On every page — nearly in every paragraph — there was a phrase or sentence or scrap of dialogue that triggered the strongest sense of dejà vu. It wasn't so much that I remember the outlines of the story or whodunit (I actually didn't) but that I remember actual words and phrases! I've never had that happen before and it was a pleasingly disconcerting sensation.

Fortunately the vertigo wore off after Part I (which makes me wonder if I read and re-read just the first section over and over? I wish I could go back in time to find out, but then again that would mean living through junior high and high school again and no thank you) and I could just enjoy the book for what it is, which is a splendidly plotted mystery full of appealing characters put into realistic situations and left to find their way out.

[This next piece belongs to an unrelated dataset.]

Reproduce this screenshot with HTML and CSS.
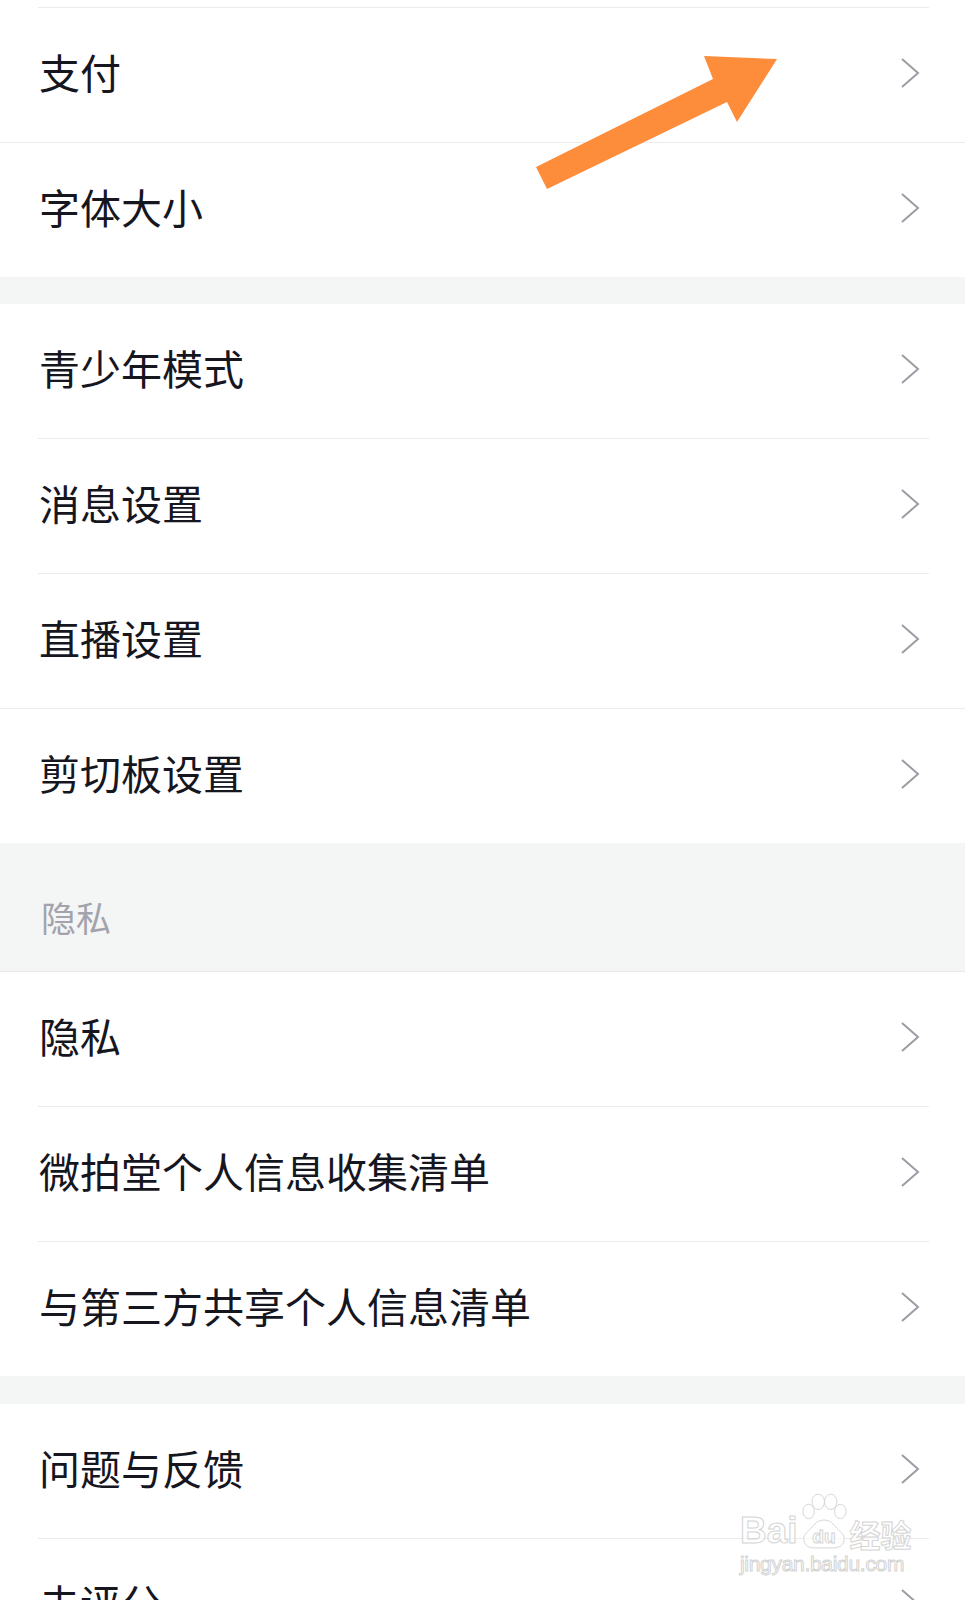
FILE: index.html
```html
<!DOCTYPE html>
<html lang="zh-CN">
<head>
  <meta charset="UTF-8" />
  <meta name="viewport" content="width=device-width, initial-scale=1.0"/>
  <title>设置</title>
  <link rel="stylesheet" href="styles.css">
</head>
<body>
  <div class="screen">
    <div class="stub"></div>

    <section class="group">
      <div class="row full"><span class="label">支付</span><svg class="chev" viewBox="0 0 20 32"><polyline points="2,2 18,16 2,30"/></svg></div>
      <div class="row"><span class="label">字体大小</span><svg class="chev" viewBox="0 0 20 32"><polyline points="2,2 18,16 2,30"/></svg></div>
    </section>

    <div class="gap"></div>

    <section class="group">
      <div class="row"><span class="label">青少年模式</span><svg class="chev" viewBox="0 0 20 32"><polyline points="2,2 18,16 2,30"/></svg></div>
      <div class="row"><span class="label">消息设置</span><svg class="chev" viewBox="0 0 20 32"><polyline points="2,2 18,16 2,30"/></svg></div>
      <div class="row full"><span class="label">直播设置</span><svg class="chev" viewBox="0 0 20 32"><polyline points="2,2 18,16 2,30"/></svg></div>
      <div class="row"><span class="label">剪切板设置</span><svg class="chev" viewBox="0 0 20 32"><polyline points="2,2 18,16 2,30"/></svg></div>
    </section>

    <div class="group-title">隐私</div>

    <section class="group">
      <div class="row"><span class="label">隐私</span><svg class="chev" viewBox="0 0 20 32"><polyline points="2,2 18,16 2,30"/></svg></div>
      <div class="row"><span class="label">微拍堂个人信息收集清单</span><svg class="chev" viewBox="0 0 20 32"><polyline points="2,2 18,16 2,30"/></svg></div>
      <div class="row"><span class="label">与第三方共享个人信息清单</span><svg class="chev" viewBox="0 0 20 32"><polyline points="2,2 18,16 2,30"/></svg></div>
    </section>

    <div class="gap gap-lg"></div>

    <section class="group">
      <div class="row"><span class="label">问题与反馈</span><svg class="chev" viewBox="0 0 20 32"><polyline points="2,2 18,16 2,30"/></svg></div>
      <div class="row"><span class="label">去评分</span><svg class="chev" viewBox="0 0 20 32"><polyline points="2,2 18,16 2,30"/></svg></div>
    </section>

    <!-- annotation arrow drawn over the list -->
    <svg class="arrow" viewBox="0 0 965 300">
      <polygon points="536,167 713,79 704,56 777,59 737,122 727,102 547,189"/>
    </svg>

    <!-- watermark -->
    <div class="wm">
      <div class="wm-logo">
        <span class="wm-bai">Bai</span>
        <svg class="paw" viewBox="0 0 50 58">
          <ellipse cx="9" cy="19" rx="6" ry="7.5"/>
          <ellipse cx="19" cy="9" rx="6.5" ry="8"/>
          <ellipse cx="32" cy="9" rx="6.5" ry="8"/>
          <ellipse cx="42" cy="19" rx="6" ry="7.5"/>
          <path d="M25 28 C16 28 13 36 7 41 C1 46 4 57 14 57 L36 57 C46 57 49 46 43 41 C37 36 34 28 25 28 Z"/>
          <text x="25" y="52" text-anchor="middle">du</text>
        </svg>
        <span class="wm-jy">经验</span>
      </div>
      <div class="wm-url">jingyan.baidu.com</div>
    </div>
  </div>
</body>
</html>
```

FILE: styles.css
```css
body {
  margin: 0;
  background: #fff;
  font-family: "Noto Sans CJK SC", "Noto Sans", sans-serif;
  color: #16161f;
}
.screen {
  position: relative;
  width: 965px;
  height: 1600px;
  overflow: hidden;
  background: #fff;
}
.stub {
  height: 8px;
  margin: 0 36px 0 38px;
  border-bottom: 1px solid #ebebeb;
  box-sizing: border-box;
}
.group { background: #fff; }
.row {
  height: 135px;
  margin: 0 36px 0 38px;
  padding: 0 9px 5px 1px;
  border-bottom: 1px solid #ebebeb;
  box-sizing: border-box;
  display: flex;
  align-items: center;
  justify-content: space-between;
}
.row.full {
  margin: 0;
  padding-left: 39px;
  padding-right: 45px;
}
.row:last-child {
  height: 134px;
  border-bottom: none;
}
.label {
  font-size: 41px;
  line-height: 1;
  margin-bottom: 2px;
}
.chev {
  width: 20px;
  height: 32px;
  fill: none;
  stroke: #9c9ca4;
  stroke-width: 2;
}
.gap {
  height: 27px;
  background: #f4f5f5;
}
.gap-lg { height: 28px; }
.group-title {
  height: 129px;
  padding: 18px 0 0 41px;
  box-sizing: border-box;
  background: #f4f5f5;
  border-bottom: 1px solid #e8e8e8;
  display: flex;
  align-items: center;
  font-size: 35px;
  color: #a3a3ab;
}
.arrow {
  position: absolute;
  left: 0;
  top: 0;
  width: 965px;
  height: 300px;
  fill: #fd8c3b;
}
.wm {
  position: absolute;
  left: 740px;
  top: 1492px;
  color: rgba(255,255,255,0.6);
  -webkit-text-stroke: 1px #d4d4d4;
  font-family: "Liberation Sans", sans-serif;
}
.wm-logo {
  display: flex;
  align-items: flex-end;
  height: 58px;
}
.wm-bai {
  font-size: 37px;
  font-weight: 700;
  line-height: 1;
  margin-bottom: 1px;
}
.paw {
  width: 48px;
  height: 58px;
  margin: 0 2px;
  fill: rgba(255,255,255,0.6);
  stroke: #d4d4d4;
  stroke-width: 1;
}
.paw text {
  font-family: "Liberation Sans", sans-serif;
  font-size: 20px;
  font-weight: 700;
}
.wm-jy {
  font-family: "Noto Sans CJK SC", sans-serif;
  font-size: 31px;
  font-weight: 700;
  line-height: 1;
  margin-bottom: 1px;
}
.wm-url {
  font-size: 21px;
  line-height: 24px;
  margin-top: 2px;
  letter-spacing: -0.3px;
}
```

A brief plot overview: It's 1940, and famous writer Ellery Queen has traveled to Wrightsville, a small town in upstate New York, in search of "color" for his next mystery novel. While there, he is befriended by the Wright family, descendants of the town's founder. That leaves him in the perfect place to observe as one misadventure after another befalls the family, culminating in the requisite murder.

Perhaps because they take Ellery out of his usual New York City locale, the Wrightsville novels have always had an extra appeal for me. Whereas the "regular" Queen mysteries set in NYC seem to rely on intricately formed plots with clues and red herrings scattered about, in Wrightsville the characters come to life fully formed and breathing. Incredibly for a novel written in the 1940s, there is virtually no offensive racial stereotyping or cheap laughs gained at the expense of the "hicks" that populate Wrightsville. Ellery does not condescend to his hosts, not even the Town Soak who is prone to declaiming Shakespeare from his drunken perch at the base of the founder's statue in the town square. It feels so much like a real town that I am half convinced I've been there before.

I guess the best thing I can say about this novel is that now I remember why I read and re-read it over and over all those years ago. It's a magnificent piece of scene-setting and characterization, with a mystery that more than lives up to its surrounding structure. I have a feeling I won't wait another 30 years before reading this one again ...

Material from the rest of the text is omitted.